Stated goal: Copy all lines that contain the word "What".
## begin Supplied material
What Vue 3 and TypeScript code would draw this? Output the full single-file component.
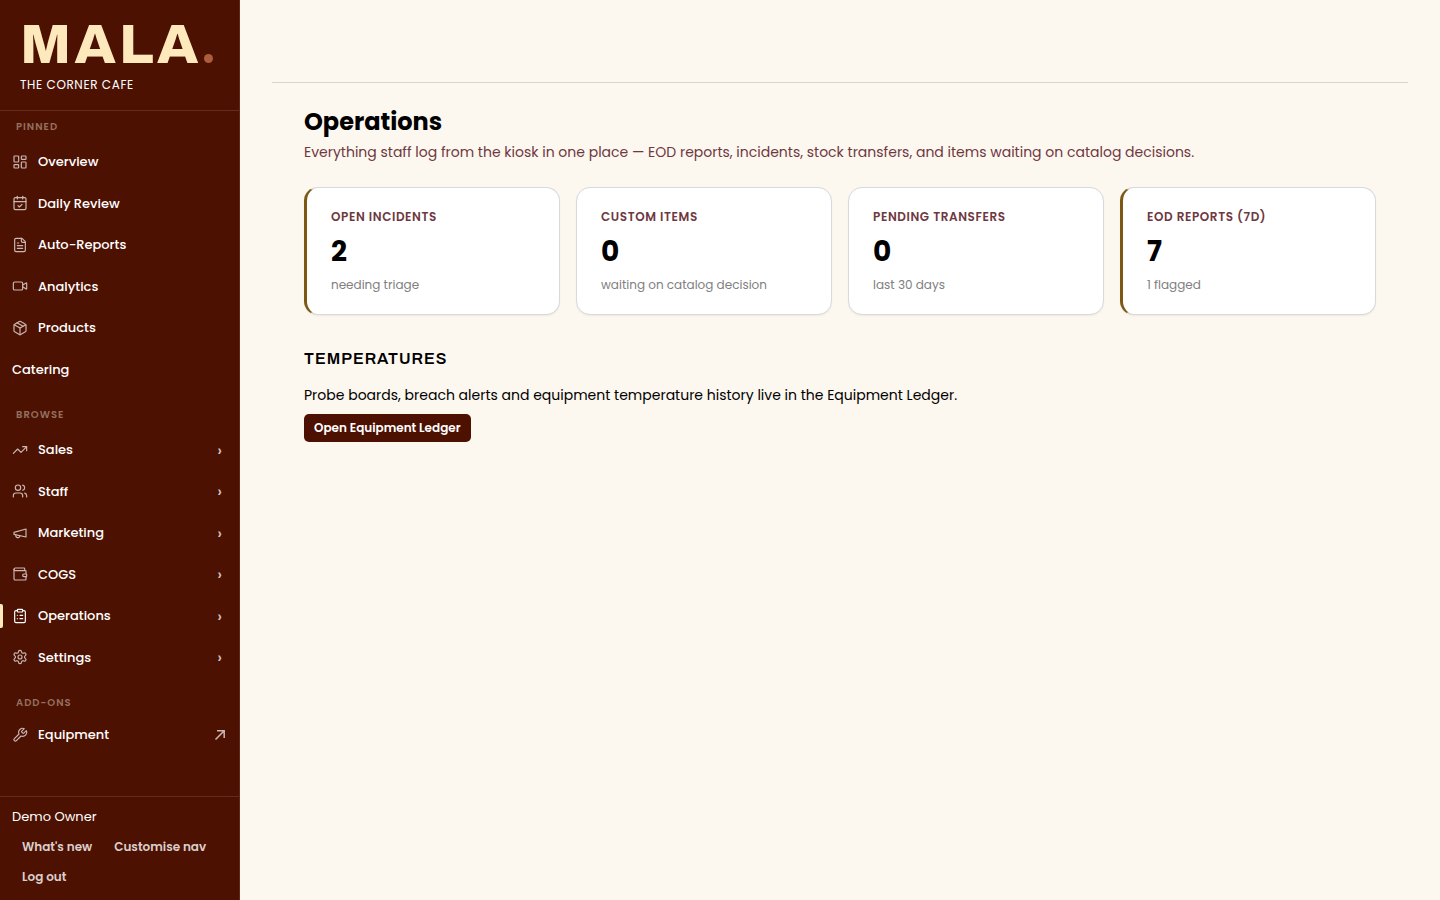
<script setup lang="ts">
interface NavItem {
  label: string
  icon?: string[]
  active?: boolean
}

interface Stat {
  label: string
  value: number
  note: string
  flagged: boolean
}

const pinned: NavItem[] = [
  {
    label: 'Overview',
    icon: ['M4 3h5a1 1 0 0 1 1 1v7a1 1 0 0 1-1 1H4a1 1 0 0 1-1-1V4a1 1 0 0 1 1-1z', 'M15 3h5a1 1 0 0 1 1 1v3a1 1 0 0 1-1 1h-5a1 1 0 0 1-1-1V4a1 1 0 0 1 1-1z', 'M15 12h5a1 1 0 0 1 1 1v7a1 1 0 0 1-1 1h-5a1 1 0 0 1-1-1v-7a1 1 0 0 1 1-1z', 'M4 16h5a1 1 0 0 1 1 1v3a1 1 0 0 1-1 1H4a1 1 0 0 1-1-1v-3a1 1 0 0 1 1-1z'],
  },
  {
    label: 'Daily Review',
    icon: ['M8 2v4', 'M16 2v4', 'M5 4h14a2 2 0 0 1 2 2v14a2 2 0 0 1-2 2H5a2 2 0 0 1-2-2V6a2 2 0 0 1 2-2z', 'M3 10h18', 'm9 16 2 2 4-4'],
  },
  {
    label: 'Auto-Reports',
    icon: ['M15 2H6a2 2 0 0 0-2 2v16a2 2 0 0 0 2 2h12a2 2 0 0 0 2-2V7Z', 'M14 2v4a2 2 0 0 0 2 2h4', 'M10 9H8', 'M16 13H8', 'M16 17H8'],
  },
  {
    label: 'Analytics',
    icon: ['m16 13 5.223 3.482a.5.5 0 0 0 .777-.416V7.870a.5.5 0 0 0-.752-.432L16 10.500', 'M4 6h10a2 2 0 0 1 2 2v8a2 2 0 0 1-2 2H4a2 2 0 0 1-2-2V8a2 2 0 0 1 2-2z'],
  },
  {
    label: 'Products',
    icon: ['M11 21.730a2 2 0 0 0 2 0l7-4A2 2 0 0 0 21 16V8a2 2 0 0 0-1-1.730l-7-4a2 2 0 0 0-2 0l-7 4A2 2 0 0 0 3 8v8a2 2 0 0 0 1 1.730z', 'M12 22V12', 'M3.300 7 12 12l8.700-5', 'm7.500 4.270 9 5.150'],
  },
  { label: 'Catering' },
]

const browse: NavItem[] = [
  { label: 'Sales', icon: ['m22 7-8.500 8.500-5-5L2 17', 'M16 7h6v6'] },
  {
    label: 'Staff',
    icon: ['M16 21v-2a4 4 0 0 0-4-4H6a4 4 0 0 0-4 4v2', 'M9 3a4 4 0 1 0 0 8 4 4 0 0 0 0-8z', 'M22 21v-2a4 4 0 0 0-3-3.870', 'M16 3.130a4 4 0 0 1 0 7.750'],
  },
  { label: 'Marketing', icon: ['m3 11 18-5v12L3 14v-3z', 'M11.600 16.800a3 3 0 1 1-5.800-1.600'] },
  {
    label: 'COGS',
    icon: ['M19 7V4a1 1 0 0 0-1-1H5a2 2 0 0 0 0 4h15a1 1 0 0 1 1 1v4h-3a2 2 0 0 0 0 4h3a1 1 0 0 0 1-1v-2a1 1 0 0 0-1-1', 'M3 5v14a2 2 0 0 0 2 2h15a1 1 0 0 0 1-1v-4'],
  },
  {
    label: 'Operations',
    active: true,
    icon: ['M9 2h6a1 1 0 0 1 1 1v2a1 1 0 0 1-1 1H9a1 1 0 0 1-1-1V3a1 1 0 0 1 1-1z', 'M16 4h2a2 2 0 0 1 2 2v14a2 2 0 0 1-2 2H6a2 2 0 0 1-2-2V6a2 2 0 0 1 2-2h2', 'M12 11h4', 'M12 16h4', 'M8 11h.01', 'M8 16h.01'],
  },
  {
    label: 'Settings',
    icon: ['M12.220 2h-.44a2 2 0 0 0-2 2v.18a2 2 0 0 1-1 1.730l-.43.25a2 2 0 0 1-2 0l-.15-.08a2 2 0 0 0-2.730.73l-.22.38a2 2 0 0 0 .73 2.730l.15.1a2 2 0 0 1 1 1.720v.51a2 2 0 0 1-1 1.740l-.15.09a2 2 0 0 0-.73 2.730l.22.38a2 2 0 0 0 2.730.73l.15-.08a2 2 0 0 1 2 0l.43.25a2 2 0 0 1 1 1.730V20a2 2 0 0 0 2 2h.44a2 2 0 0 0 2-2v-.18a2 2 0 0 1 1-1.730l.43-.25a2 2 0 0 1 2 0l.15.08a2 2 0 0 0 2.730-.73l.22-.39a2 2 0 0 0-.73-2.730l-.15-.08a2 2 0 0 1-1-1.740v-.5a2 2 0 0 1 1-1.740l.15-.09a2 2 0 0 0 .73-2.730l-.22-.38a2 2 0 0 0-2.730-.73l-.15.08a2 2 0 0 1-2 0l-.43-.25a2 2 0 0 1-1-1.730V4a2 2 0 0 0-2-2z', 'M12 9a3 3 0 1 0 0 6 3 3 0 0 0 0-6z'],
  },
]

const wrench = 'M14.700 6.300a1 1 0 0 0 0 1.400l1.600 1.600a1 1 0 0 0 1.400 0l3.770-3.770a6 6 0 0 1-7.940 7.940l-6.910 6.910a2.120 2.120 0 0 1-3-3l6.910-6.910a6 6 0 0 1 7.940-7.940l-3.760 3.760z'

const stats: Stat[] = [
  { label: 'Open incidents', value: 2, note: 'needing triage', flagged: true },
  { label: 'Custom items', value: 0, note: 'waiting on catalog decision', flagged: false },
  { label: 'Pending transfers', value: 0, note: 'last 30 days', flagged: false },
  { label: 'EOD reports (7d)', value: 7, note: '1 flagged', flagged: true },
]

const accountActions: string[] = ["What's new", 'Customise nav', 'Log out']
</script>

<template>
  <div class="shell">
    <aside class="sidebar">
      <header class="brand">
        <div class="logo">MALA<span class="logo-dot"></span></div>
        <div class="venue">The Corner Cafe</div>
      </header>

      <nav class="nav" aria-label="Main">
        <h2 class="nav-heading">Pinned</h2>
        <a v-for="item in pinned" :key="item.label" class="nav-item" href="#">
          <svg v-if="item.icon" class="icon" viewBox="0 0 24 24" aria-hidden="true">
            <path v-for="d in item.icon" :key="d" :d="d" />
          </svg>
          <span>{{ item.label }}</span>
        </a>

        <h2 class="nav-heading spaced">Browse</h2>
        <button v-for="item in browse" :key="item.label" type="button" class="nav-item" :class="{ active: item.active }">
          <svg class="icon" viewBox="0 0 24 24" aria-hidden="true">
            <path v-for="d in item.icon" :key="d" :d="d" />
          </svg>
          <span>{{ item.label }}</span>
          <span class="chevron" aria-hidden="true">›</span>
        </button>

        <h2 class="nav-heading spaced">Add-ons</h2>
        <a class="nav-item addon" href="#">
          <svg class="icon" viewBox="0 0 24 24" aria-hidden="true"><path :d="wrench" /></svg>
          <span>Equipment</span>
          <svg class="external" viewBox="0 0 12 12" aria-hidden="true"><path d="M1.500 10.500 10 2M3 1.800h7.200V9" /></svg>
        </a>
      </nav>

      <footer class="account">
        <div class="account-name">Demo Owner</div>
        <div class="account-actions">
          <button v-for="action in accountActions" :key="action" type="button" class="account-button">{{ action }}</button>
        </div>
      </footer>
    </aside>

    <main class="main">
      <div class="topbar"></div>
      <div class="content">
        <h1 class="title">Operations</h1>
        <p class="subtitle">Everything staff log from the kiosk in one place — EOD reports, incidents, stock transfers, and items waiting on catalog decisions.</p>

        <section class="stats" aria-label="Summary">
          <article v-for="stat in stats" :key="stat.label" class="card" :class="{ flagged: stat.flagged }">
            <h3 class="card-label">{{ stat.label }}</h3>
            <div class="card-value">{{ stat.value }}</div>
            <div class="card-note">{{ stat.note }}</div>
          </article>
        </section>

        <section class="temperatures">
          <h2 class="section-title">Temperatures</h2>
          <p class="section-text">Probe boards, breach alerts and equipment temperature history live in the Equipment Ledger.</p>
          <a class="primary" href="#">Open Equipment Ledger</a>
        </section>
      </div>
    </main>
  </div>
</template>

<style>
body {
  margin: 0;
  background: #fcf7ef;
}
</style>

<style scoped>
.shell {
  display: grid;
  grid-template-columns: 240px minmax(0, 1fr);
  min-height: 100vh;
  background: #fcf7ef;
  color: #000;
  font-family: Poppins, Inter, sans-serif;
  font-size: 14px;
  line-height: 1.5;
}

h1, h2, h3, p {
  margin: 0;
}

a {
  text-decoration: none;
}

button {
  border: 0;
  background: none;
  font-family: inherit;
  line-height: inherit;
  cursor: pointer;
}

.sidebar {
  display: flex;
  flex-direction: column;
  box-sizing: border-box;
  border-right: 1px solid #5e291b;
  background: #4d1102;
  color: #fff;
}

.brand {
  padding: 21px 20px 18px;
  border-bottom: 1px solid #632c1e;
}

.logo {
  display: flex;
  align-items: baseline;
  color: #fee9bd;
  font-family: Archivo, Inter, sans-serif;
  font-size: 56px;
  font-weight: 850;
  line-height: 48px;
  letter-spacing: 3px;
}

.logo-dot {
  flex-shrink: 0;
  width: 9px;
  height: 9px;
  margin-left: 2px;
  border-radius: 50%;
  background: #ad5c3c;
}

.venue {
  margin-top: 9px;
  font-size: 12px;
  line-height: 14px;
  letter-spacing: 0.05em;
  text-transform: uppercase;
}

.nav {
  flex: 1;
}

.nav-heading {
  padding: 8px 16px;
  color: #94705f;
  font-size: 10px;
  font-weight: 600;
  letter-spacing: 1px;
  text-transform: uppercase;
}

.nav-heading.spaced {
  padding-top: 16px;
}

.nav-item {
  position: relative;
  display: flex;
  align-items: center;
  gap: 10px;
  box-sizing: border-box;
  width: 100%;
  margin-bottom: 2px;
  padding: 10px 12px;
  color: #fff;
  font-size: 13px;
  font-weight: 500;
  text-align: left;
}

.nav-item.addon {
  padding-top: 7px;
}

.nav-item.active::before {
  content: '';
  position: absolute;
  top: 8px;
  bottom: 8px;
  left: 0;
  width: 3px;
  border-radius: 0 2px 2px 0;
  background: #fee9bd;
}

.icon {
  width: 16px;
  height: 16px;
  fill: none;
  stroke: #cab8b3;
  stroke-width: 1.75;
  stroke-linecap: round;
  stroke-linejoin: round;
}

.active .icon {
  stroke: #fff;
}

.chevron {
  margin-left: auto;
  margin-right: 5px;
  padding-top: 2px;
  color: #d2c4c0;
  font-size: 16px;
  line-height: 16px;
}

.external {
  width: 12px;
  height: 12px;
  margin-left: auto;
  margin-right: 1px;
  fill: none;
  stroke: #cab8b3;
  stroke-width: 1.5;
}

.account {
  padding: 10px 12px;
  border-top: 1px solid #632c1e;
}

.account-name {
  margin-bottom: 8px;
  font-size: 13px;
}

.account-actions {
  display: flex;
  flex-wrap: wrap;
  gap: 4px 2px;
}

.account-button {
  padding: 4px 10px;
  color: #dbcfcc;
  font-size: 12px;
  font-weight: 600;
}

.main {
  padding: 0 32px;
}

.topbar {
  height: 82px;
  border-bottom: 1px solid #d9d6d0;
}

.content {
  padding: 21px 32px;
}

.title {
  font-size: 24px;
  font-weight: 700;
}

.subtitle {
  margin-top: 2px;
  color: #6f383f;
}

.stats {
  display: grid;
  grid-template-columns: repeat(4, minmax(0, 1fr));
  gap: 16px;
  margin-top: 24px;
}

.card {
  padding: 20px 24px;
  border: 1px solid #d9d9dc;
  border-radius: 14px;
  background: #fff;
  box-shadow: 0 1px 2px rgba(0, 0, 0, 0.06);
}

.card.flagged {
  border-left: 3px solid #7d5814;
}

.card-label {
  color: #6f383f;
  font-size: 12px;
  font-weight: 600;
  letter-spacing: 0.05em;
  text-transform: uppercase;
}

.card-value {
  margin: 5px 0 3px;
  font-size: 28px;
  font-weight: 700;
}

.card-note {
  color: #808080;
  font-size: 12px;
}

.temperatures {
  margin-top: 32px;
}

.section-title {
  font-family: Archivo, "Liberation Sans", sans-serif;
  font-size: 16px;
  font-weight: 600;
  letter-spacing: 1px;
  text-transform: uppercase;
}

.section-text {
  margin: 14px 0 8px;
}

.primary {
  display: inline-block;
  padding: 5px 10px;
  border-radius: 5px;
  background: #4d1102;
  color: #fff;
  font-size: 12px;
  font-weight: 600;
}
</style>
## end Supplied material
The answer:
What Vue 3 and TypeScript code would draw this? Output the full single-file component.
const accountActions: string[] = ["What's new", 'Customise nav', 'Log out']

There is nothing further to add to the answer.